Once the ABL folded, the WNBA was the only women’s professional sports league. Kids had posters of Swoopes, Cooper and Thompson on their bedroom walls. For many, it was their first female role model in sports.

“The Comets were the impact,” Thompson said, via The Undefeated. “They made people stand up and watch. They made skeptics of the league and its ability to survive into believers. Houston set a tone. It created awareness and excitement, like a curiosity of, ‘What’s going on over there in that league? What is it that everybody’s talking about?’ Not just in the state of Texas, but also in other states and other cities, because they wanted to kind of know what the fuss was about.”

It helped that Swoopes had her own shoe, a rarity for women’s players, and the team is one of league lore since it’s no longer in operation. Imagine if the Boston Celtics folded shortly after their dynasty. Fans remember the Comets and what they did for women’s basketball fondly.

Why not the 2019 Washington Mystics?

The 2000 team had the statistical upper hand on every other team in the Best Team Ever bracket except possibly one.

The 2019 Mystics completed one of the most impressive offense seasons of all time, led by two-time league MVP Elena Delle Donne.
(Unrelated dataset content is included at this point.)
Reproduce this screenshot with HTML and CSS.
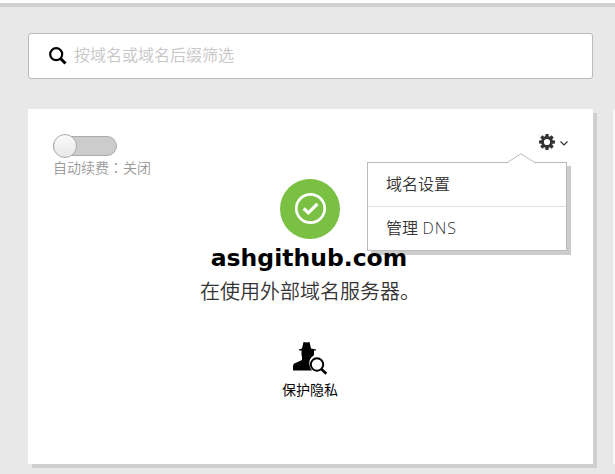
FILE: index.html
```html
<!DOCTYPE html>
<html lang="zh-CN">
<head>
<meta charset="utf-8">
<title>域名</title>
<link rel="stylesheet" href="styles.css">
</head>
<body>
<header class="topbar"></header>
<main class="page">
  <label class="search">
    <svg class="search-icon" viewBox="0 0 18 18"><circle cx="7.2" cy="7.2" r="6" fill="none" stroke="#000" stroke-width="2.2"/><path d="M11.5 11.5l5 5" stroke="#000" stroke-width="3"/></svg>
    <span class="placeholder">按域名或域名后缀筛选</span>
  </label>
  <div class="cards">
    <section class="card">
      <div class="card-head">
        <div class="renew">
          <div class="toggle"><span class="thumb"></span></div>
          <div class="renew-label">自动续费<span class="colon" lang="zh-TW">：</span>关闭</div>
        </div>
        <div class="actions">
          <svg class="gear" viewBox="-8 -8 16 16"><circle r="4.500" fill="none" stroke="#333" stroke-width="2.800"/><g fill="#333"><path id="tooth" d="M-1.500-8h3l.3 3h-3.600z"/><use href="#tooth" transform="rotate(45)"/><use href="#tooth" transform="rotate(90)"/><use href="#tooth" transform="rotate(135)"/><use href="#tooth" transform="rotate(180)"/><use href="#tooth" transform="rotate(225)"/><use href="#tooth" transform="rotate(270)"/><use href="#tooth" transform="rotate(315)"/></g></svg>
          <svg class="chevron" viewBox="0 0 8 5"><path d="M.5.5L4 4 7.500.5" fill="none" stroke="#333" stroke-width="1.2"/></svg>
          <nav class="menu">
            <svg class="menu-arrow" viewBox="0 0 30 11"><path d="M1 10L15 1l14 9v1H1z" fill="#fff"/><path d="M.5 10L15 .7 29.500 10" fill="none" stroke="#bbb"/></svg>
            <a class="menu-item">域名设置</a>
            <a class="menu-item">管理 <span class="latin">DNS</span></a>
          </nav>
        </div>
      </div>
      <div class="status">
        <svg class="status-icon" viewBox="0 0 60 60"><circle cx="30" cy="30" r="30" fill="#7ac143"/><circle cx="30.500" cy="29.500" r="14.200" fill="none" stroke="#fff" stroke-width="2.700"/><path d="M23.700 29.500l4.700 4.300 9-9" fill="none" stroke="#fff" stroke-width="3.300"/></svg>
        <h1 class="domain">ashgithub.com</h1>
        <p class="server">在使用外部域名服务器。</p>
      </div>
      <div class="privacy">
        <svg class="spy" viewBox="0 0 35 34"><path d="M10.500 1l3 .6 3-.6 1.500 6.500 5 1v1h-2v4.500l-1 1c-2.500 1.700-4 4.500-3.700 7.500.2 3 1 5 2.700 7H0v-4.500c0-1.500 1-2.500 3-3.200l6-2.800v-3.500L8.500 14V9.500H6v-1l3-1z" fill="#000"/><circle cx="24" cy="23.500" r="6.200" fill="#fff" stroke="#000" stroke-width="2"/><path d="M28.300 28l5 4.800" stroke="#000" stroke-width="2.600"/></svg>
        <span class="privacy-label">保护隐私</span>
      </div>
    </section>
    <section class="card next"></section>
  </div>
</main>
</body>
</html>
```
FILE: styles.css
```css
* { box-sizing: border-box; }
body {
  margin: 0;
  height: 474px;
  overflow: hidden;
  background: #e8e8e8;
  font-family: "Noto Sans CJK SC", sans-serif;
  color: #333;
}
.topbar { height: 7px; background: #fff; border-bottom: 4px solid #cfd0cf; }
.page { padding: 26px 0 0 28px; overflow: hidden; }
.search {
  display: flex;
  align-items: center;
  width: 565px;
  height: 46px;
  padding-left: 20px;
  background: #fff;
  border: 1px solid #bbb;
  border-radius: 3px;
}
.search-icon { width: 18px; height: 18px; margin-right: 7px; }
.placeholder { font-size: 16px; line-height: 24px; color: #c6c6c6; font-weight: 350; margin-top: -5px; }
.cards { display: flex; gap: 20px; margin-top: 30px; padding-bottom: 10px; }
.card {
  flex: none;
  width: 565px;
  height: 355px;
  background: #fff;
  box-shadow: 4px 4px 0 #cfcfcf;
}
.next { width: 2px; background: #f8f8f8; box-shadow: none; }
.card-head { display: flex; justify-content: space-between; height: 70px; padding: 25px 25px 0 25px; }
.toggle {
  display: flex;
  align-items: center;
  width: 64px;
  height: 20px;
  margin-top: 2px;
  border: 1px solid #aaa;
  border-radius: 10px;
  background: #ccc;
}
.thumb {
  flex: none;
  width: 24px;
  height: 24px;
  margin-left: -1px;
  border: 1px solid #aaa;
  border-radius: 50%;
  background: linear-gradient(#fafafa, #e8e8e8);
}
.renew-label { margin-top: 1px; font-size: 14px; line-height: 20px; color: #999; font-weight: 350; }
.colon { font-family: "Noto Sans CJK TC", sans-serif; }
.actions { position: relative; display: flex; align-items: center; gap: 5px; height: 16px; }
.gear { width: 16px; height: 16px; }
.chevron { width: 8px; height: 5px; margin-top: 2px; }
.menu {
  position: absolute;
  right: 1px;
  top: 28px;
  z-index: 1;
  width: 200px;
  background: #fff;
  border: 1px solid #bbb;
  box-shadow: 4px 4px 0 rgba(0, 0, 0, .2);
}
.menu-arrow { position: absolute; left: 138px; top: -10px; width: 30px; height: 11px; }
.menu-item { display: block; height: 43px; padding-left: 18px; font-size: 16px; line-height: 40px; font-weight: 350; }
.menu-item + .menu-item { height: 44px; border-top: 1px solid #ddd; }
.latin { margin-left: 1px; font-family: "Open Sans", sans-serif; font-weight: 300; line-height: 1; letter-spacing: .9px; }
.status { display: flex; flex-direction: column; align-items: center; }
.status-icon { width: 60px; height: 60px; margin-right: 1px; }
.domain { margin: 4px 3px 0 0; font: bold 23.5px/30px "DejaVu Sans", sans-serif; color: #000; }
.server { margin: 2px 1px 0 0; font-size: 20px; line-height: 32px; font-weight: 350; }
.privacy { display: flex; flex-direction: column; align-items: center; margin-top: 34px; color: #000; }
.spy { width: 35px; height: 34px; }
.privacy-label { margin: 4px 1px 0 0; font-size: 14px; line-height: 20px; }
```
She became the first WNBA player in the 50-40-90 club and their average 1.128 points per possession bested the ’00 Comets (1.091). They were 11 percent better than the second-place PPP team last season.

Was it recency bias, flipped? The reigning champions can’t be the best ever when so many great teams and players came before them, right?

The Mystics also didn’t have three future Hall of Fame selections on the roster. They’re a team that works incredibly well together with a superstar leading the way, herniated discs and all.

Washington had the No. 2 seed, but were given a difficult matchup against the 1999 Comets in the first round and were surprisingly voted out in a close finish. In years to come, they’ll be given their due.